* _PROVIDED DATA_:
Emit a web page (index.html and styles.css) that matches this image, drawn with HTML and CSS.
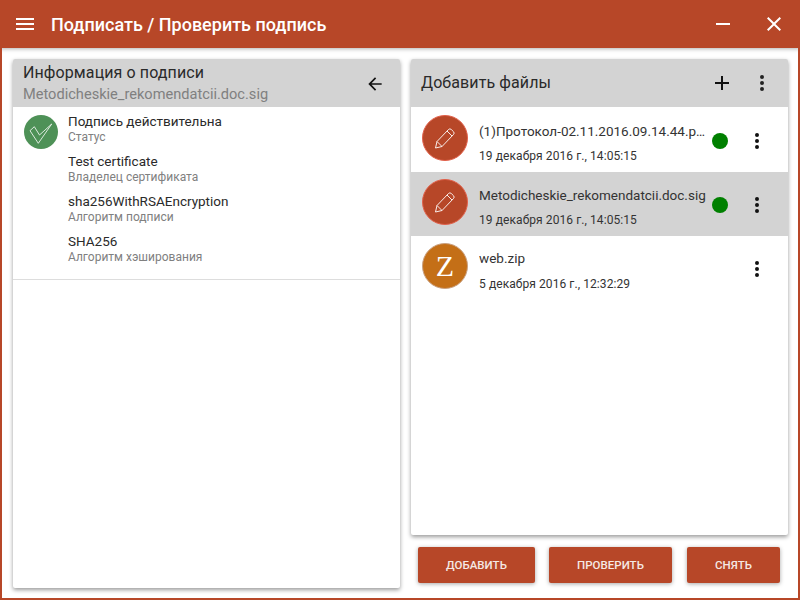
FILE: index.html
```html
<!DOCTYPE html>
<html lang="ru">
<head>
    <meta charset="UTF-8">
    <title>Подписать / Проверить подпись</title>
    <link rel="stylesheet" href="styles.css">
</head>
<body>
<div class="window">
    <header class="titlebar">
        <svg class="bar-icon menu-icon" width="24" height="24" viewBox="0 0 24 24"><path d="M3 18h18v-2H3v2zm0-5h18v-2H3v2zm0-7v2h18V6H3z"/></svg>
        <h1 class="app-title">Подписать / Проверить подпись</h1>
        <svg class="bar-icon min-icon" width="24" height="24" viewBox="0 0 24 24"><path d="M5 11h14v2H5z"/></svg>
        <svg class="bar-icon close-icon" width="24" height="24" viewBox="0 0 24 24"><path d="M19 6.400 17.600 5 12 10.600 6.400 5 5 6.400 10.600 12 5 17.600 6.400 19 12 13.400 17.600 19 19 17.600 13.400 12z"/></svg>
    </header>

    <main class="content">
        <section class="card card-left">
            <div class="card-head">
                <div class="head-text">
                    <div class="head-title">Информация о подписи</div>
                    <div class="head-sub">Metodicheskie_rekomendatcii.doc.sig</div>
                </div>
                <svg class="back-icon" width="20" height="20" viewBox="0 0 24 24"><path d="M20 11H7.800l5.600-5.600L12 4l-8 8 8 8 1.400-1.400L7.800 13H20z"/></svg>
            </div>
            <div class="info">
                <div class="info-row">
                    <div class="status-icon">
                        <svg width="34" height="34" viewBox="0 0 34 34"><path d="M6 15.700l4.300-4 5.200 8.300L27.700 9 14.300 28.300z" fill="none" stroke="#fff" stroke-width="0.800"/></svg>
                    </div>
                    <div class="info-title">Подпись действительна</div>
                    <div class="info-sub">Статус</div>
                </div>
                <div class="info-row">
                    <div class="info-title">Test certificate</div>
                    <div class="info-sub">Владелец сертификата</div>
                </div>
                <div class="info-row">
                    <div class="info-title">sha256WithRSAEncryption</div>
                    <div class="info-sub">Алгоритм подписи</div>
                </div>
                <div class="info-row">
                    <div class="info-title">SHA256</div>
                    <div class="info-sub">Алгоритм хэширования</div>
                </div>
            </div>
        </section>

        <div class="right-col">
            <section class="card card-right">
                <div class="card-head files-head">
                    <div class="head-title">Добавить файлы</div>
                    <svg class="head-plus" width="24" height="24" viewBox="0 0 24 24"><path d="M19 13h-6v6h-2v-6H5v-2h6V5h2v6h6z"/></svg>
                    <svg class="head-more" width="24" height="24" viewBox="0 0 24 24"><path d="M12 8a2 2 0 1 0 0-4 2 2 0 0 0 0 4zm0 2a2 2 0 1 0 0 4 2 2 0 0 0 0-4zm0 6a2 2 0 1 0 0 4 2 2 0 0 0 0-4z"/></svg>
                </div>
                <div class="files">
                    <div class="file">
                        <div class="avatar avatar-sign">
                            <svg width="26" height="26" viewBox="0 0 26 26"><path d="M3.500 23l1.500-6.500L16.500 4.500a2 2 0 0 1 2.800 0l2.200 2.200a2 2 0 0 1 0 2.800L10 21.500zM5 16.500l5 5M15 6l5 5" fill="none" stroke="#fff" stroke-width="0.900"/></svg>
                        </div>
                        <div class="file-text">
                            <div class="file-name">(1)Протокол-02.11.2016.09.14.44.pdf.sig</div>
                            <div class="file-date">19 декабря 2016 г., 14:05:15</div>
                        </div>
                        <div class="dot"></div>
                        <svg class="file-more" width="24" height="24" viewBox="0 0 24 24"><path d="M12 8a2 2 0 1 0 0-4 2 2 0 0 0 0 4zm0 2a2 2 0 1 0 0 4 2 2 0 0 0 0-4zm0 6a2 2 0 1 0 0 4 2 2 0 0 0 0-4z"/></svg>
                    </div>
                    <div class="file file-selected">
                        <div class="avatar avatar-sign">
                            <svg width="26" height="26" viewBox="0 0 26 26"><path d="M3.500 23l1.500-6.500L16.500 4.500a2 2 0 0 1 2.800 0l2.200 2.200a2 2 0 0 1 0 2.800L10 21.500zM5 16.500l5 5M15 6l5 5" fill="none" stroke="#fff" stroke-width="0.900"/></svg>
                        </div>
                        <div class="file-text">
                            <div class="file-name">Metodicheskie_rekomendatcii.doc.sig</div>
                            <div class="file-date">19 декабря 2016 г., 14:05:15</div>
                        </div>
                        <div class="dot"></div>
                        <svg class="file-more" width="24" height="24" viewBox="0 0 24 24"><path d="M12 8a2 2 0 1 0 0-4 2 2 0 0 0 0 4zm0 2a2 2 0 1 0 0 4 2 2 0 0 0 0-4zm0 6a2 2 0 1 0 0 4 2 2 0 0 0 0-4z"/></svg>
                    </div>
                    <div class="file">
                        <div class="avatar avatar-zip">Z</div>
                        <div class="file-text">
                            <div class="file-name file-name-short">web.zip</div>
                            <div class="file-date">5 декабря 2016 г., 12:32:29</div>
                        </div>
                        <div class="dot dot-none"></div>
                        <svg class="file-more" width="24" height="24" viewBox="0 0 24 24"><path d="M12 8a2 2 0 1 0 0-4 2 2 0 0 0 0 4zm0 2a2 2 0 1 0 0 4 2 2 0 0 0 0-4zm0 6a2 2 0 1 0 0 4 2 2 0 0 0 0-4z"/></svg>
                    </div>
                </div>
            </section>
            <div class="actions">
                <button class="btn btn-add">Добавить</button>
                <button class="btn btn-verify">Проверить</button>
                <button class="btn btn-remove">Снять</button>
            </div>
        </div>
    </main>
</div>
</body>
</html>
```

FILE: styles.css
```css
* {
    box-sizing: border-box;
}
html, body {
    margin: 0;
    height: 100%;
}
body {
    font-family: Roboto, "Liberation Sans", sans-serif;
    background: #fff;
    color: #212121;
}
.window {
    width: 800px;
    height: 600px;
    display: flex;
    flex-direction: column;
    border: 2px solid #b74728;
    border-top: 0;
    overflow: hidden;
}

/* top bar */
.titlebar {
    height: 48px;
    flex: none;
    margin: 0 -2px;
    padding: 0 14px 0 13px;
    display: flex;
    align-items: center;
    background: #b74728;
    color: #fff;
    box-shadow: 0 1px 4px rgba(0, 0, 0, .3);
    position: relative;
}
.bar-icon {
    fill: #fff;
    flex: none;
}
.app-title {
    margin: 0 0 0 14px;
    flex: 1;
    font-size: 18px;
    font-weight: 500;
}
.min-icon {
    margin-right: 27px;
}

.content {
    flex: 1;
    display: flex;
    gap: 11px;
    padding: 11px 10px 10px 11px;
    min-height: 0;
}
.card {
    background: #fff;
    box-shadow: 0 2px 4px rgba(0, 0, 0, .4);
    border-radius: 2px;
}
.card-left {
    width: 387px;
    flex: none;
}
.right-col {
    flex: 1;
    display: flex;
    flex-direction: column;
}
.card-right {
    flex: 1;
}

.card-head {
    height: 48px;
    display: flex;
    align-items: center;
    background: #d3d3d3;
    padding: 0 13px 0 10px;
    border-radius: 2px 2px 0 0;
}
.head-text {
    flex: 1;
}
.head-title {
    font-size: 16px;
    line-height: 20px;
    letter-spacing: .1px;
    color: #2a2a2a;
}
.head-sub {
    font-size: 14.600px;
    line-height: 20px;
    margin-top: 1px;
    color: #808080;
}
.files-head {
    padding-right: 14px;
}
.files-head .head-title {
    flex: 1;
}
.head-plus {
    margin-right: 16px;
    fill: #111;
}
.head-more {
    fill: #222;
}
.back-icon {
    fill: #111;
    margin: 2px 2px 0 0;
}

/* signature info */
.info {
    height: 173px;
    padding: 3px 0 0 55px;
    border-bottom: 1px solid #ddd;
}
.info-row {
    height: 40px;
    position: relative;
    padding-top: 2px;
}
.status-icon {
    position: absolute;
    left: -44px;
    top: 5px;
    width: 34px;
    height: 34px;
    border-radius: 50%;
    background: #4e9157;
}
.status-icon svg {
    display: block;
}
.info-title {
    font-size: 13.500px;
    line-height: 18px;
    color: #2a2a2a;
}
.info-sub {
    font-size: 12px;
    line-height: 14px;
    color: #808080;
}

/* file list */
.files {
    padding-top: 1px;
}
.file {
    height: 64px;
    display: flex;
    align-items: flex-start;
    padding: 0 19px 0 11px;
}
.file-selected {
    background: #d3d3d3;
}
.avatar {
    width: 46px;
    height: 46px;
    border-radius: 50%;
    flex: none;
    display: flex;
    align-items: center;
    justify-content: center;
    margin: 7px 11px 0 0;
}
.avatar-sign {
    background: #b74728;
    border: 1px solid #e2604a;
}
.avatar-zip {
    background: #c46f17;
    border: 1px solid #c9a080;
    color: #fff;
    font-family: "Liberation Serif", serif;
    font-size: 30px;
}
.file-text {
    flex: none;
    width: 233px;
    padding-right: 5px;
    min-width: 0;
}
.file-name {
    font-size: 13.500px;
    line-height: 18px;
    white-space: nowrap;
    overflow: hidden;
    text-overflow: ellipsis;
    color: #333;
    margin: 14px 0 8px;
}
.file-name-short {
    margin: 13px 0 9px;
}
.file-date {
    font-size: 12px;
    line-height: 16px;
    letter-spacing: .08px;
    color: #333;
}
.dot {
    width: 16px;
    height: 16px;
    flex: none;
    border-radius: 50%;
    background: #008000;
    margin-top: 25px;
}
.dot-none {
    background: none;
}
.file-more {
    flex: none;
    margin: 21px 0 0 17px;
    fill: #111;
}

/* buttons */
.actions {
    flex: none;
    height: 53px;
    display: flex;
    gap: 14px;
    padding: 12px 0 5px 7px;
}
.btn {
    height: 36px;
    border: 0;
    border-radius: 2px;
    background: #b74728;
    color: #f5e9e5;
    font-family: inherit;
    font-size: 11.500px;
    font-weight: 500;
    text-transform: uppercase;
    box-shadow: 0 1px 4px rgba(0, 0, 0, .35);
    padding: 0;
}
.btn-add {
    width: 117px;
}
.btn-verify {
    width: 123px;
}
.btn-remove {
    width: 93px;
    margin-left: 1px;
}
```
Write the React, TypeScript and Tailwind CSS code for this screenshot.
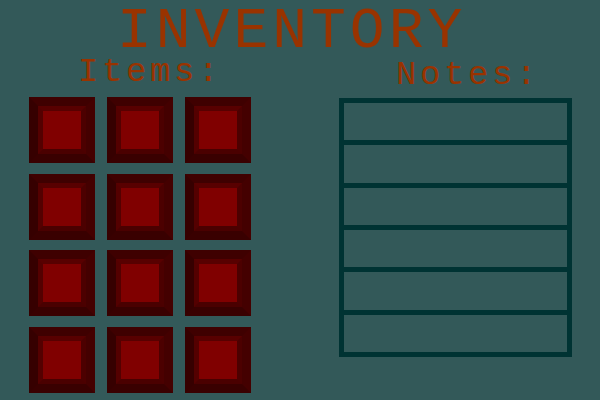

* _OBJECTIVE_:
Using the listing, collect all lines in which the string "this" is found.

* _WRITTEN RESPONSE_:
Emit a web page (index.html and styles.css) that matches this image, drawn with HTML and CSS.
Write the React, TypeScript and Tailwind CSS code for this screenshot.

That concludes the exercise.